_TASK INSTRUCTIONS:_ Omit all images. Transcribe the rest of the material below exactly.

********************

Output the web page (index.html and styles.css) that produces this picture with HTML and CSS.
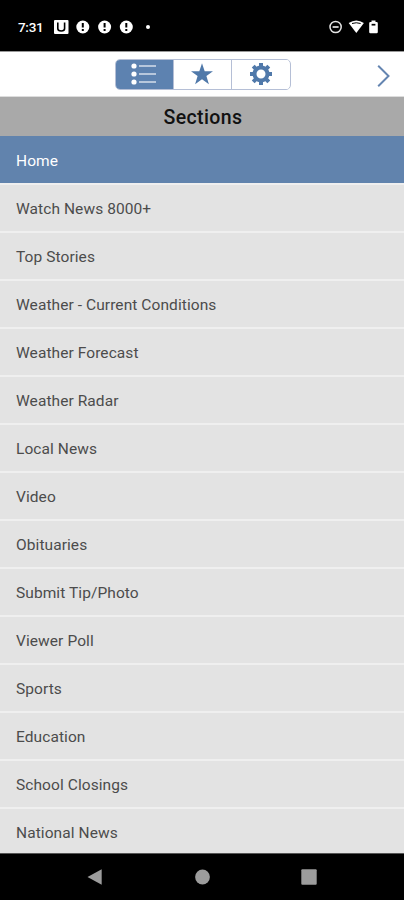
FILE: index.html
```html
<!DOCTYPE html>
<html lang="en">
<head>
    <meta charset="UTF-8">
    <meta name="viewport" content="width=device-width, initial-scale=1.0">
    <title>Sections</title>
    <link rel="stylesheet" href="styles.css">
</head>
<body>
    <div class="status-bar">
        <span class="time">7:31</span>
        <svg class="status-left" width="110" height="16" viewBox="0 0 110 16">
            <rect x="1" y="1" width="14.5" height="14" rx="1" fill="#fff"/>
            <path d="M4.8 3.5V9.5Q4.8 12 8.2 12T11.6 9.5V3.5" fill="none" stroke="#000" stroke-width="1.6"/>
            <g fill="#fff">
                <circle cx="29.8" cy="8" r="6.5"/>
                <circle cx="51.6" cy="8" r="6.5"/>
                <circle cx="73.3" cy="8" r="6.5"/>
                <circle cx="95" cy="8" r="2"/>
            </g>
            <path d="M29.8 4V8.5M29.8 10V12M51.6 4V8.5M51.6 10V12M73.3 4V8.5M73.3 10V12" stroke="#000" stroke-width="2"/>
        </svg>
        <svg class="status-right" width="52" height="16" viewBox="0 0 52 16">
            <circle cx="6.6" cy="8" r="5.6" fill="none" stroke="#e4e4e4" stroke-width="1.5"/>
            <path d="M3.6 8H9.6" stroke="#e4e4e4" stroke-width="1.7"/>
            <path d="M19.7 4Q27.3 -1 34.9 4L27.3 14Z" fill="#fff"/>
            <path d="M23 4.5Q27.3 3 31.6 4.5" fill="none" stroke="#000" stroke-width="1"/>
            <path d="M40.2 4.2Q40.2 3 41.4 3H42.5V1.5H46.5V3H47.6Q48.8 3 48.8 4.2V13Q48.8 14.2 47.6 14.2H41.4Q40.2 14.2 40.2 13Z" fill="#fff"/>
            <path d="M42.6 5.7H46.4" stroke="#000" stroke-width="1.7"/>
        </svg>
    </div>
    <div class="toolbar">
        <div class="tabs">
            <button class="tab active" aria-label="Sections">
                <svg width="28" height="24" viewBox="0 0 28 24">
                    <g fill="#fff">
                        <circle cx="4" cy="4" r="2.6"/>
                        <circle cx="4" cy="12" r="2.6"/>
                        <circle cx="4" cy="20" r="2.6"/>
                    </g>
                    <path d="M9 4H26M9 12H26M9 20H26" stroke="#d5deea" stroke-width="1.4"/>
                </svg>
            </button>
            <button class="tab" aria-label="Favorites">
                <svg width="24" height="24" viewBox="0 0 24 24">
                    <path d="M12 1.2L14.7 9.2H23L16.4 14L18.9 22.2L12 17.3L5.1 22.2L7.6 14L1 9.2H9.3Z" fill="#5079aa"/>
                </svg>
            </button>
            <button class="tab" aria-label="Settings">
                <svg width="24" height="24" viewBox="0 0 24 24">
                    <circle cx="12" cy="12" r="6.5" fill="none" stroke="#5079aa" stroke-width="4"/>
                    <g stroke="#5079aa" stroke-width="4">
                        <path d="M12 1V5M12 19V23M1 12H5M19 12H23"/>
                        <path d="M4.2 4.2L7 7M17 17L19.8 19.8M4.2 19.8L7 17M17 7L19.8 4.2"/>
                    </g>
                </svg>
            </button>
        </div>
        <svg class="next" width="14" height="24" viewBox="0 0 14 24">
            <path d="M1.2 1.8L11.5 12L1.2 22.2" fill="none" stroke="#6485b1" stroke-width="2"/>
        </svg>
    </div>
    <h1 class="title">Sections</h1>
    <ul class="sections">
        <li class="selected">Home</li>
        <li>Watch News 8000+</li>
        <li>Top Stories</li>
        <li>Weather - Current Conditions</li>
        <li>Weather Forecast</li>
        <li>Weather Radar</li>
        <li>Local News</li>
        <li>Video</li>
        <li>Obituaries</li>
        <li>Submit Tip/Photo</li>
        <li>Viewer Poll</li>
        <li>Sports</li>
        <li>Education</li>
        <li>School Closings</li>
        <li>National News</li>
    </ul>
    <div class="nav-bar">
        <svg width="16" height="16" viewBox="0 0 16 16"><path d="M0.5 8L14.7 0.3V15.7Z" fill="#9c9c9c"/></svg>
        <svg width="16" height="16" viewBox="0 0 16 16"><circle cx="8.5" cy="8" r="7.4" fill="#9c9c9c"/></svg>
        <svg width="16" height="16" viewBox="0 0 16 16"><rect x="0.3" y="0.3" width="15.4" height="15.4" rx="1" fill="#9c9c9c"/></svg>
    </div>
</body>
</html>
```
FILE: styles.css
```css
* {
    box-sizing: border-box;
}
body {
    margin: 0;
    height: 900px;
    display: flex;
    flex-direction: column;
    overflow: hidden;
    background-color: #000;
    font-family: Roboto, sans-serif;
}
.status-bar {
    flex: none;
    height: 51px;
    padding: 2px 23px 0 18px;
    display: flex;
    align-items: center;
    color: #fff;
}
.time {
    width: 35px;
    font-size: 13.5px;
    font-weight: 500;
    letter-spacing: -0.3px;
}
.status-right {
    margin-left: auto;
}
.toolbar {
    flex: none;
    height: 46px;
    padding-left: 1px;
    display: grid;
    grid-template-columns: 1fr 176px 1fr;
    align-items: center;
    background-color: #fff;
    border-top: 1px solid #999;
    border-bottom: 1px solid #ddd;
}
.tabs {
    grid-column: 2;
    height: 31px;
    display: flex;
    border: 1px solid #b5bfd6;
    border-radius: 5px;
    overflow: hidden;
}
.tab {
    flex: 1;
    display: flex;
    align-items: center;
    justify-content: center;
    padding: 0;
    border: none;
    background-color: #fff;
}
.tab + .tab {
    border-left: 1px solid #b5bfd6;
}
.tab.active {
    background-color: #5d82b0;
}
.next {
    justify-self: end;
    margin-right: 13px;
    margin-top: 3px;
}
.title {
    flex: none;
    margin: 0;
    height: 39px;
    padding-left: 2px;
    line-height: 41px;
    background-color: #a9a9a9;
    color: #111;
    font-size: 19.5px;
    font-weight: 500;
    letter-spacing: 0.4px;
    text-align: center;
}
.sections {
    flex: 1;
    min-height: 0;
    margin: 0;
    padding: 0;
    overflow: hidden;
    list-style: none;
    background-color: #e3e3e3;
}
.sections li {
    height: 48px;
    padding-left: 16px;
    line-height: 49px;
    border-bottom: 2px solid #efefef;
    color: #4c4c4c;
    font-size: 15.5px;
    letter-spacing: 0.08px;
}
.sections .selected {
    height: 49px;
    line-height: 51px;
    background-color: #6183ad;
    color: #fff;
}
.nav-bar {
    flex: none;
    height: 47px;
    padding: 0 87px;
    display: flex;
    align-items: center;
    justify-content: space-between;
    border-top: 1px solid #555;
}
```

********************

_ANSWER FOR THE TASK:_
Output the web page (index.html and styles.css) that produces this picture with HTML and CSS.
FILE: index.html
```html
<!DOCTYPE html>
<html lang="en">
<head>
    <meta charset="UTF-8">
    <meta name="viewport" content="width=device-width, initial-scale=1.0">
    <title>Sections</title>
    <link rel="stylesheet" href="styles.css">
</head>
<body>
    <div class="status-bar">
        <span class="time">7:31</span>
        <svg class="status-left" width="110" height="16" viewBox="0 0 110 16">
            <rect x="1" y="1" width="14.5" height="14" rx="1" fill="#fff"/>
            <path d="M4.8 3.5V9.5Q4.8 12 8.2 12T11.6 9.5V3.5" fill="none" stroke="#000" stroke-width="1.6"/>
            <g fill="#fff">
                <circle cx="29.8" cy="8" r="6.5"/>
                <circle cx="51.6" cy="8" r="6.5"/>
                <circle cx="73.3" cy="8" r="6.5"/>
                <circle cx="95" cy="8" r="2"/>
            </g>
            <path d="M29.8 4V8.5M29.8 10V12M51.6 4V8.5M51.6 10V12M73.3 4V8.5M73.3 10V12" stroke="#000" stroke-width="2"/>
        </svg>
        <svg class="status-right" width="52" height="16" viewBox="0 0 52 16">
            <circle cx="6.6" cy="8" r="5.6" fill="none" stroke="#e4e4e4" stroke-width="1.5"/>
            <path d="M3.6 8H9.6" stroke="#e4e4e4" stroke-width="1.7"/>
            <path d="M19.7 4Q27.3 -1 34.9 4L27.3 14Z" fill="#fff"/>
            <path d="M23 4.5Q27.3 3 31.6 4.5" fill="none" stroke="#000" stroke-width="1"/>
            <path d="M40.2 4.2Q40.2 3 41.4 3H42.5V1.5H46.5V3H47.6Q48.8 3 48.8 4.2V13Q48.8 14.2 47.6 14.2H41.4Q40.2 14.2 40.2 13Z" fill="#fff"/>
            <path d="M42.6 5.7H46.4" stroke="#000" stroke-width="1.7"/>
        </svg>
    </div>
    <div class="toolbar">
        <div class="tabs">
            <button class="tab active" aria-label="Sections">
                <svg width="28" height="24" viewBox="0 0 28 24">
                    <g fill="#fff">
                        <circle cx="4" cy="4" r="2.6"/>
                        <circle cx="4" cy="12" r="2.6"/>
                        <circle cx="4" cy="20" r="2.6"/>
                    </g>
                    <path d="M9 4H26M9 12H26M9 20H26" stroke="#d5deea" stroke-width="1.4"/>
                </svg>
            </button>
            <button class="tab" aria-label="Favorites">
                <svg width="24" height="24" viewBox="0 0 24 24">
                    <path d="M12 1.2L14.7 9.2H23L16.4 14L18.9 22.2L12 17.3L5.1 22.2L7.6 14L1 9.2H9.3Z" fill="#5079aa"/>
                </svg>
            </button>
            <button class="tab" aria-label="Settings">
                <svg width="24" height="24" viewBox="0 0 24 24">
                    <circle cx="12" cy="12" r="6.5" fill="none" stroke="#5079aa" stroke-width="4"/>
                    <g stroke="#5079aa" stroke-width="4">
                        <path d="M12 1V5M12 19V23M1 12H5M19 12H23"/>
                        <path d="M4.2 4.2L7 7M17 17L19.8 19.8M4.2 19.8L7 17M17 7L19.8 4.2"/>
                    </g>
                </svg>
            </button>
        </div>
        <svg class="next" width="14" height="24" viewBox="0 0 14 24">
            <path d="M1.2 1.8L11.5 12L1.2 22.2" fill="none" stroke="#6485b1" stroke-width="2"/>
        </svg>
    </div>
    <h1 class="title">Sections</h1>
    <ul class="sections">
        <li class="selected">Home</li>
        <li>Watch News 8000+</li>
        <li>Top Stories</li>
        <li>Weather - Current Conditions</li>
        <li>Weather Forecast</li>
        <li>Weather Radar</li>
        <li>Local News</li>
        <li>Video</li>
        <li>Obituaries</li>
        <li>Submit Tip/Photo</li>
        <li>Viewer Poll</li>
        <li>Sports</li>
        <li>Education</li>
        <li>School Closings</li>
        <li>National News</li>
    </ul>
    <div class="nav-bar">
        <svg width="16" height="16" viewBox="0 0 16 16"><path d="M0.5 8L14.7 0.3V15.7Z" fill="#9c9c9c"/></svg>
        <svg width="16" height="16" viewBox="0 0 16 16"><circle cx="8.5" cy="8" r="7.4" fill="#9c9c9c"/></svg>
        <svg width="16" height="16" viewBox="0 0 16 16"><rect x="0.3" y="0.3" width="15.4" height="15.4" rx="1" fill="#9c9c9c"/></svg>
    </div>
</body>
</html>
```
FILE: styles.css
```css
* {
    box-sizing: border-box;
}
body {
    margin: 0;
    height: 900px;
    display: flex;
    flex-direction: column;
    overflow: hidden;
    background-color: #000;
    font-family: Roboto, sans-serif;
}
.status-bar {
    flex: none;
    height: 51px;
    padding: 2px 23px 0 18px;
    display: flex;
    align-items: center;
    color: #fff;
}
.time {
    width: 35px;
    font-size: 13.5px;
    font-weight: 500;
    letter-spacing: -0.3px;
}
.status-right {
    margin-left: auto;
}
.toolbar {
    flex: none;
    height: 46px;
    padding-left: 1px;
    display: grid;
    grid-template-columns: 1fr 176px 1fr;
    align-items: center;
    background-color: #fff;
    border-top: 1px solid #999;
    border-bottom: 1px solid #ddd;
}
.tabs {
    grid-column: 2;
    height: 31px;
    display: flex;
    border: 1px solid #b5bfd6;
    border-radius: 5px;
    overflow: hidden;
}
.tab {
    flex: 1;
    display: flex;
    align-items: center;
    justify-content: center;
    padding: 0;
    border: none;
    background-color: #fff;
}
.tab + .tab {
    border-left: 1px solid #b5bfd6;
}
.tab.active {
    background-color: #5d82b0;
}
.next {
    justify-self: end;
    margin-right: 13px;
    margin-top: 3px;
}
.title {
    flex: none;
    margin: 0;
    height: 39px;
    padding-left: 2px;
    line-height: 41px;
    background-color: #a9a9a9;
    color: #111;
    font-size: 19.5px;
    font-weight: 500;
    letter-spacing: 0.4px;
    text-align: center;
}
.sections {
    flex: 1;
    min-height: 0;
    margin: 0;
    padding: 0;
    overflow: hidden;
    list-style: none;
    background-color: #e3e3e3;
}
.sections li {
    height: 48px;
    padding-left: 16px;
    line-height: 49px;
    border-bottom: 2px solid #efefef;
    color: #4c4c4c;
    font-size: 15.5px;
    letter-spacing: 0.08px;
}
.sections .selected {
    height: 49px;
    line-height: 51px;
    background-color: #6183ad;
    color: #fff;
}
.nav-bar {
    flex: none;
    height: 47px;
    padding: 0 87px;
    display: flex;
    align-items: center;
    justify-content: space-between;
    border-top: 1px solid #555;
}
```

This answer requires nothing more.